◆ Exercise directions
Leave out the pictures and restate the rest of the data exactly.

+++ Collected material +++

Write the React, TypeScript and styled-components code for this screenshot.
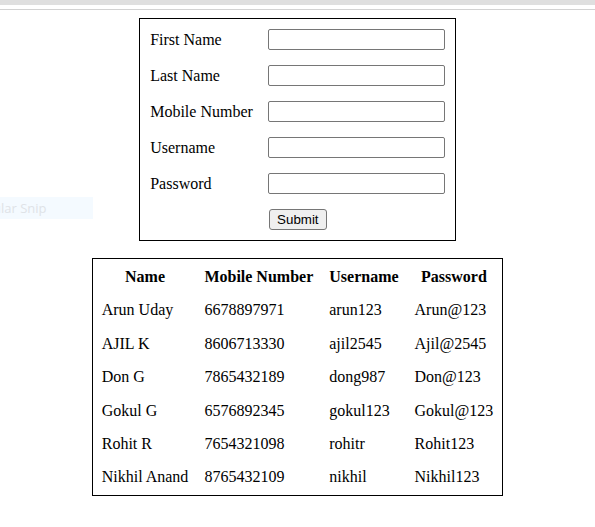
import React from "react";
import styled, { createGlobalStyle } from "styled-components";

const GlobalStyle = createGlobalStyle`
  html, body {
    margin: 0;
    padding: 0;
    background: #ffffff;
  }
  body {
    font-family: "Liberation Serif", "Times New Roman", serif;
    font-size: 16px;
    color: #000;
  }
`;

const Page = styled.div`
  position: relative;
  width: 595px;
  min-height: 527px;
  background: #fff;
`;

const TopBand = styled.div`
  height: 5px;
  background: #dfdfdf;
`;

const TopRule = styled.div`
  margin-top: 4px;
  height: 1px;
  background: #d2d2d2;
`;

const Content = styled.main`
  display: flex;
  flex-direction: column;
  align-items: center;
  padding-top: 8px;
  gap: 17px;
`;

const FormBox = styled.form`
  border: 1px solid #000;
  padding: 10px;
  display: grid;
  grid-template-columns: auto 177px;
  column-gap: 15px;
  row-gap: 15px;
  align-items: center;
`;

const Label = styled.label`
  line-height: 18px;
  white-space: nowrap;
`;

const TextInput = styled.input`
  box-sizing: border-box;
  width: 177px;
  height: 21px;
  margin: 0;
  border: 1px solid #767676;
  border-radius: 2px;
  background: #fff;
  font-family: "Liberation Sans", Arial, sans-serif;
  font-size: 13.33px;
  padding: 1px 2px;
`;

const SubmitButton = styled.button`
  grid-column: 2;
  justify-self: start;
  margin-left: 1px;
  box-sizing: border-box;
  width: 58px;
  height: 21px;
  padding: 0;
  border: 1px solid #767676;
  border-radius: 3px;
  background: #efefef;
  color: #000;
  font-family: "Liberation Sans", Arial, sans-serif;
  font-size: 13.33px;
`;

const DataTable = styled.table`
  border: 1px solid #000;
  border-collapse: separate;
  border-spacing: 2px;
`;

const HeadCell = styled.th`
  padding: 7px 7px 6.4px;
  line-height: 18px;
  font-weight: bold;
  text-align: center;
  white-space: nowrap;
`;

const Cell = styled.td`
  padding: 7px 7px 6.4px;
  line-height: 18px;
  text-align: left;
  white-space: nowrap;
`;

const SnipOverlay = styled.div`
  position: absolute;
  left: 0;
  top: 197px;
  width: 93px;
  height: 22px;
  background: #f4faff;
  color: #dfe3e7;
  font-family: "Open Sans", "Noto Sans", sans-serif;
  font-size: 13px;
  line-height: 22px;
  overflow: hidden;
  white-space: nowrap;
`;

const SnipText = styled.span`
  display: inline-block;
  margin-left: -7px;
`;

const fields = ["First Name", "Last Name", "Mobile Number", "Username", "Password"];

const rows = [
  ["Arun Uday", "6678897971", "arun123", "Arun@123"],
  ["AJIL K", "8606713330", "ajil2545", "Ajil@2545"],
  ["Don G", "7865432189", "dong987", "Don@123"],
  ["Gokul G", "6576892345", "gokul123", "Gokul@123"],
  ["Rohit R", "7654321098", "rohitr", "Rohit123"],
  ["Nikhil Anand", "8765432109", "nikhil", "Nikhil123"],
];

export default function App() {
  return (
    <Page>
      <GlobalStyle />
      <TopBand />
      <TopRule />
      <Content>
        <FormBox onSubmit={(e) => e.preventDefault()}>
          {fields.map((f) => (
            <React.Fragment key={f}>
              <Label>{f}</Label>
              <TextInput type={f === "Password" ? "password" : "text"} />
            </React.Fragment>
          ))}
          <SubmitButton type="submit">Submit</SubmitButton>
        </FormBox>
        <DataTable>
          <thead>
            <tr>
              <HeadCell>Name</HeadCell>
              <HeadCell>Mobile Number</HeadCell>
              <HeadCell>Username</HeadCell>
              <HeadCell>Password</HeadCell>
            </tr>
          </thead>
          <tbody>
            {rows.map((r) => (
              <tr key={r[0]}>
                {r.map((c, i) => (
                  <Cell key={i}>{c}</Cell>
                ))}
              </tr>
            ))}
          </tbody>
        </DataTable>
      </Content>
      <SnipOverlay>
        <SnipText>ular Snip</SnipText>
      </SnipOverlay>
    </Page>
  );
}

+++

◆ Exercise output
Write the React, TypeScript and styled-components code for this screenshot.
import React from "react";
import styled, { createGlobalStyle } from "styled-components";

const GlobalStyle = createGlobalStyle`
  html, body {
    margin: 0;
    padding: 0;
    background: #ffffff;
  }
  body {
    font-family: "Liberation Serif", "Times New Roman", serif;
    font-size: 16px;
    color: #000;
  }
`;

const Page = styled.div`
  position: relative;
  width: 595px;
  min-height: 527px;
  background: #fff;
`;

const TopBand = styled.div`
  height: 5px;
  background: #dfdfdf;
`;

const TopRule = styled.div`
  margin-top: 4px;
  height: 1px;
  background: #d2d2d2;
`;

const Content = styled.main`
  display: flex;
  flex-direction: column;
  align-items: center;
  padding-top: 8px;
  gap: 17px;
`;

const FormBox = styled.form`
  border: 1px solid #000;
  padding: 10px;
  display: grid;
  grid-template-columns: auto 177px;
  column-gap: 15px;
  row-gap: 15px;
  align-items: center;
`;

const Label = styled.label`
  line-height: 18px;
  white-space: nowrap;
`;

const TextInput = styled.input`
  box-sizing: border-box;
  width: 177px;
  height: 21px;
  margin: 0;
  border: 1px solid #767676;
  border-radius: 2px;
  background: #fff;
  font-family: "Liberation Sans", Arial, sans-serif;
  font-size: 13.33px;
  padding: 1px 2px;
`;

const SubmitButton = styled.button`
  grid-column: 2;
  justify-self: start;
  margin-left: 1px;
  box-sizing: border-box;
  width: 58px;
  height: 21px;
  padding: 0;
  border: 1px solid #767676;
  border-radius: 3px;
  background: #efefef;
  color: #000;
  font-family: "Liberation Sans", Arial, sans-serif;
  font-size: 13.33px;
`;

const DataTable = styled.table`
  border: 1px solid #000;
  border-collapse: separate;
  border-spacing: 2px;
`;

const HeadCell = styled.th`
  padding: 7px 7px 6.4px;
  line-height: 18px;
  font-weight: bold;
  text-align: center;
  white-space: nowrap;
`;

const Cell = styled.td`
  padding: 7px 7px 6.4px;
  line-height: 18px;
  text-align: left;
  white-space: nowrap;
`;

const SnipOverlay = styled.div`
  position: absolute;
  left: 0;
  top: 197px;
  width: 93px;
  height: 22px;
  background: #f4faff;
  color: #dfe3e7;
  font-family: "Open Sans", "Noto Sans", sans-serif;
  font-size: 13px;
  line-height: 22px;
  overflow: hidden;
  white-space: nowrap;
`;

const SnipText = styled.span`
  display: inline-block;
  margin-left: -7px;
`;

const fields = ["First Name", "Last Name", "Mobile Number", "Username", "Password"];

const rows = [
  ["Arun Uday", "6678897971", "arun123", "Arun@123"],
  ["AJIL K", "8606713330", "ajil2545", "Ajil@2545"],
  ["Don G", "7865432189", "dong987", "Don@123"],
  ["Gokul G", "6576892345", "gokul123", "Gokul@123"],
  ["Rohit R", "7654321098", "rohitr", "Rohit123"],
  ["Nikhil Anand", "8765432109", "nikhil", "Nikhil123"],
];

export default function App() {
  return (
    <Page>
      <GlobalStyle />
      <TopBand />
      <TopRule />
      <Content>
        <FormBox onSubmit={(e) => e.preventDefault()}>
          {fields.map((f) => (
            <React.Fragment key={f}>
              <Label>{f}</Label>
              <TextInput type={f === "Password" ? "password" : "text"} />
            </React.Fragment>
          ))}
          <SubmitButton type="submit">Submit</SubmitButton>
        </FormBox>
        <DataTable>
          <thead>
            <tr>
              <HeadCell>Name</HeadCell>
              <HeadCell>Mobile Number</HeadCell>
              <HeadCell>Username</HeadCell>
              <HeadCell>Password</HeadCell>
            </tr>
          </thead>
          <tbody>
            {rows.map((r) => (
              <tr key={r[0]}>
                {r.map((c, i) => (
                  <Cell key={i}>{c}</Cell>
                ))}
              </tr>
            ))}
          </tbody>
        </DataTable>
      </Content>
      <SnipOverlay>
        <SnipText>ular Snip</SnipText>
      </SnipOverlay>
    </Page>
  );
}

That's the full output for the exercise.